Former employee of Hugh Munro Construction, terminated in February 2018, says she was assaulted months earlier

A Winnipeg woman is suing the construction company she used to work for, alleging she was fired in retaliation for reporting that she was sexually assaulted by a co-worker.

The woman, a former employee of Winnipeg-based Hugh Munro Construction Ltd., says she was wrongfully terminated in February 2018. She reported the assault in October 2017.

In a statement of claim filed to Manitoba’s Court of Queen’s Bench on Feb. 27 of this year, she alleges the assault happened while she and several other employees were posted to a remote work site in northern Manitoba and living in shared accommodations.

Prior to the assault, the suit says she’d “steadily progressed” through the company’s ranks, including two promotions in four years. But after reporting, she alleges she was belittled and targeted with false disciplinary complaints in a “conspiracy to wrongfully terminate” her employment, before being fired following a “surprise” drug test.

“Not only was [she] abandoned in a time of need by her employer, much worse, she was targeted by her employer.”Lawyer Joseph Fiorino

The woman — who CBC is not naming the woman to protect her identity — is suing the company, its owner and six employees for damages totaling more than $1.1 million, arguing she was wrongfully dismissed.

None of the claims have been proven in court.

Assaulted at northern work site: lawsuit

In her statement of claim, the former employee says she’d been working for the company for just over four years when she was promoted to field co-ordinator in July 2017. At that time, the company had a stockpiling job in Lynn Lake, about 815 kilometres north of Winnipeg.

A spokesperson for Manitoba Infrastructure confirmed the company was working on a provincially awarded contract in the area at the time, but said the province couldn’t comment on the matter as it’s before the courts.

The group of 25 workers sent to the remote site were put up in an apartment building in nearby Leaf Rapids, rented by Hugh Munro Construction, the suit says. On Oct. 9, 2017, the woman was asked to prepare a Thanksgiving meal for the group during the day.
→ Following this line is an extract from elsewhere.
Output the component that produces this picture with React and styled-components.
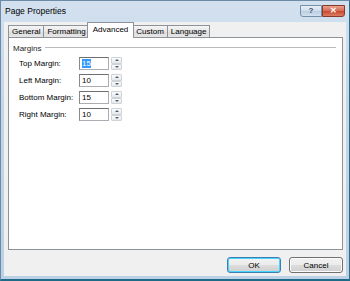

Around 2:30 p.m., she went to borrow some kitchen utensils from a co-worker who had stayed behind from the jobsite that day, the suit says. She alleges management hadn’t informed anyone the man had been told to stay in his suite for the day after excessive drinking the night before.

The man let her into his suite to get the utensils, the lawsuit alleges, and then sexually assaulted her.

Belittled, harassed, taunted: suit

Joseph Fiorino, the woman’s lawyer, told CBC his client reported the assault to the RCMP. Tara Seel, a spokesperson for the police force, wasn’t able to confirm or deny the report.

The lawsuit alleges the woman also reported the assault to superiors within the company that day, but no action was taken by the company to investigate, discipline her attacker or distance the two from each other.

Her statement of claim says the following month, she was posted to another remote work site with her attacker. When she told a superior about the emotional stress and fear she was experiencing at work, he was short with her and acted “perturbed and annoyed,” the statement says.

In the following weeks, she alleges supervisors at the company belittled her and targeted her with false disciplinary warnings, describing events she says never happened.

Then, in February 2018, her lawsuit says she was at a work gathering one night when a co-worker “repeatedly bombarded” her to try a substance he said would help her relax — although he wouldn’t tell her what it was. After declining repeatedly, she agreed to try it but stopped when she didn’t like it, the suit says.

The next morning, the same co-worker was appointed to oversee a surprise drug test, which was administered to her and three other employees, her statement of claim says.

Two days later she was fired, although no positive drug test results were provided when she asked to see them.

‘Not given help when she needed’

“[The plaintiff] was not given help when she needed it from Hugh Munro Construction management. The attacker was not terminated or removed from the workplace,” Fiorino said in an email to CBC News.

“Not only was [she] abandoned in a time of need by her employer, much worse, she was targeted by her employer.”

The suit says she experienced severe mental, emotional and psychological distress, including depression, nightmares and anxiety that she continues to live with. She’s been unable to perform daily activities, engage in recreational and social activities, and has a diminished capacity to perform household tasks.

She’s been left to suffer from “the trauma from that sexual assault and harassment, the enduring of a sexualized workplace, and the victim shaming in the aftermath,” Fiorino wrote.

Hugh Munro Construction, a Winnipeg-based heavy construction company, did not respond to numerous requests for comment.